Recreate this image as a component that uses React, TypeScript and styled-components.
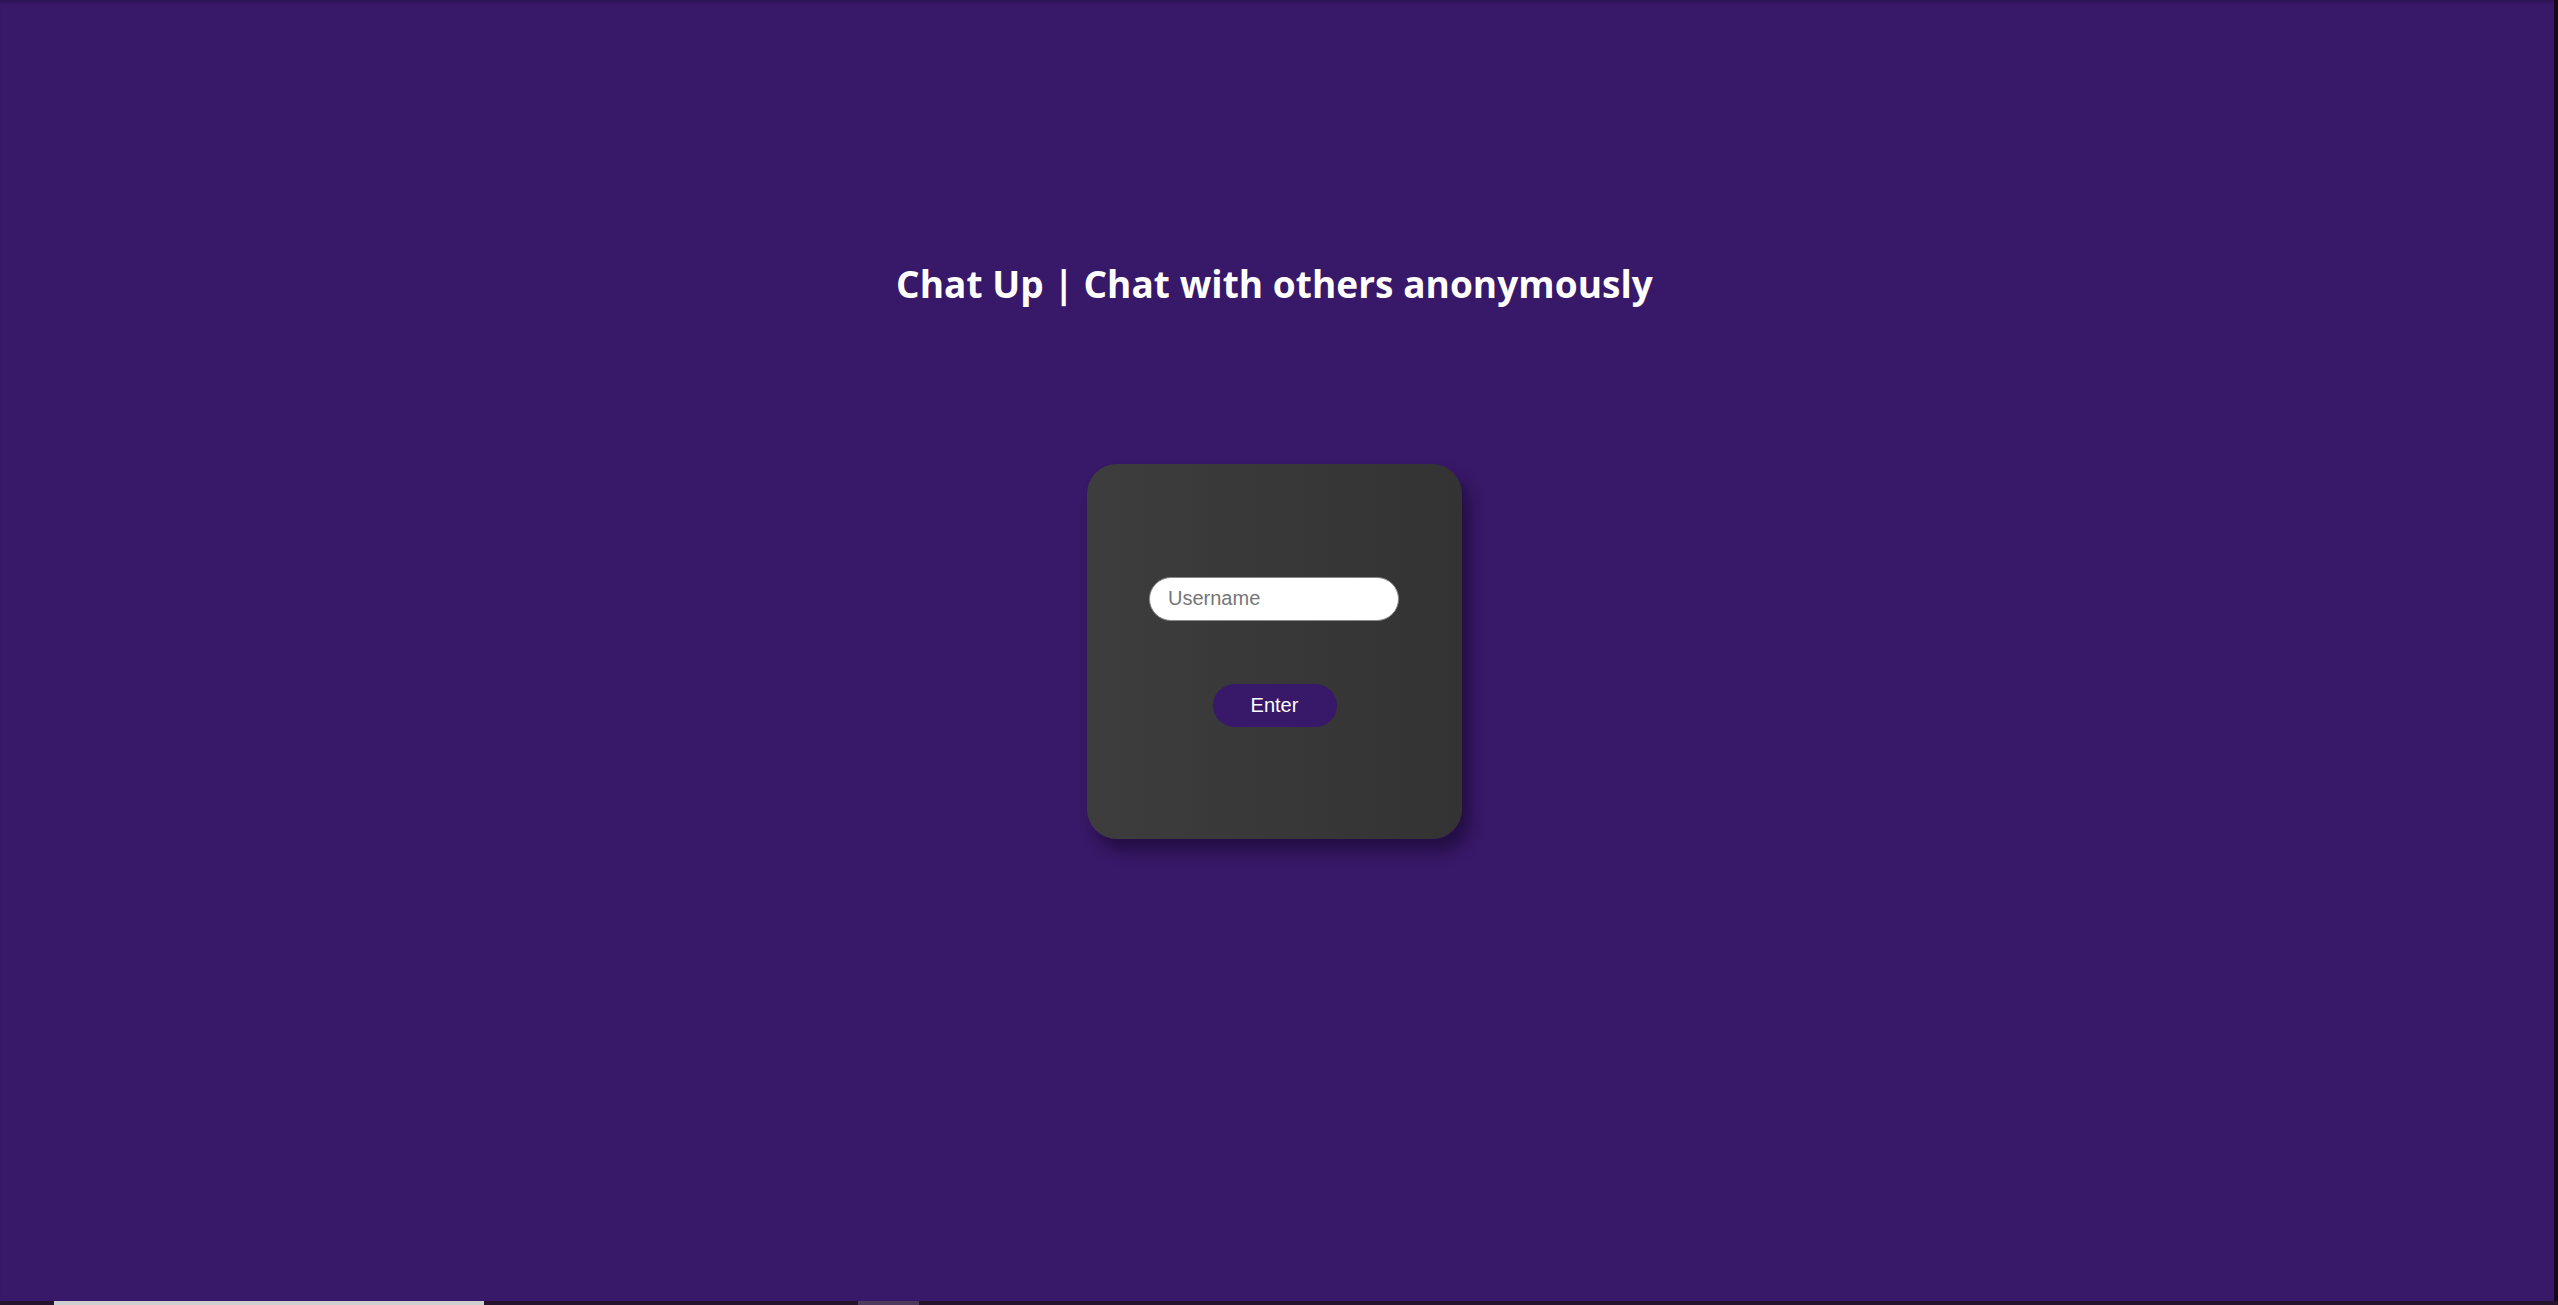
import React from "react";
import styled, { createGlobalStyle } from "styled-components";

const GlobalStyle = createGlobalStyle`
  html, body {
    margin: 0;
    padding: 0;
    height: 100%;
    background: #381868;
  }
  #root {
    height: 100%;
  }
  * { box-sizing: border-box; }
`;

const Screen = styled.div`
  height: 100vh;
  display: flex;
  flex-direction: column;
  overflow: hidden;
  box-shadow: inset -4px 0 0 #120a1c, inset 0 4px 4px -3px rgba(0, 0, 0, 0.35);
`;

const Page = styled.main`
  flex: 1;
  display: flex;
  flex-direction: column;
  align-items: center;
  padding-top: 260px;
  padding-right: 9px;
`;

const Title = styled.h1`
  margin: 0;
  font-family: "Open Sans", "Noto Sans", sans-serif;
  font-weight: 700;
  font-size: 37px;
  line-height: 48px;
  color: #ffffff;
  letter-spacing: 0.05px;
`;

const Card = styled.section`
  margin-top: 156px;
  width: 375px;
  height: 375px;
  border-radius: 30px;
  background: linear-gradient(90deg, #3d3d3d 0%, #333333 100%);
  box-shadow: 8px 12px 14px rgba(20, 8, 40, 0.55);
  display: flex;
  flex-direction: column;
  align-items: center;
  justify-content: center;
  gap: 63px;
  padding-right: 1px;
`;

const UsernameInput = styled.input`
  width: 250px;
  height: 44px;
  border-radius: 22px;
  border: 1px solid #8a8a8a;
  background: #ffffff;
  padding: 0 18px;
  font-family: "Liberation Sans", Arial, sans-serif;
  font-size: 20px;
  color: #222;
  outline: none;
  &::placeholder {
    color: #767676;
  }
`;

const EnterButton = styled.button`
  width: 124px;
  height: 43px;
  border-radius: 22px;
  border: none;
  background: #381868;
  color: #ffffff;
  font-family: "Liberation Sans", Arial, sans-serif;
  font-size: 20px;
  cursor: pointer;
  margin-left: 1px;
`;

const BottomStrip = styled.div`
  height: 4px;
  flex: none;
  background: #26142e;
  display: flex;
  align-items: stretch;
  padding-left: 54px;
`;

const Thumb = styled.div<{ $w: number; $bg: string; $ml?: number }>`
  width: ${(p) => p.$w}px;
  margin-left: ${(p) => p.$ml ?? 0}px;
  background: ${(p) => p.$bg};
`;

export default function App() {
  return (
    <>
      <GlobalStyle />
      <Screen>
        <Page>
          <Title>Chat Up | Chat with others anonymously</Title>
          <Card>
            <UsernameInput placeholder="Username" />
            <EnterButton>Enter</EnterButton>
          </Card>
        </Page>
        <BottomStrip>
          <Thumb $w={430} $bg="#cfcfcf" />
          <Thumb $w={61} $bg="#4e3a5c" $ml={374} />
        </BottomStrip>
      </Screen>
    </>
  );
}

## Written task
From the listing above, copy every line that holds the string "components".

## Result
Recreate this image as a component that uses React, TypeScript and styled-components.
import styled, { createGlobalStyle } from "styled-components";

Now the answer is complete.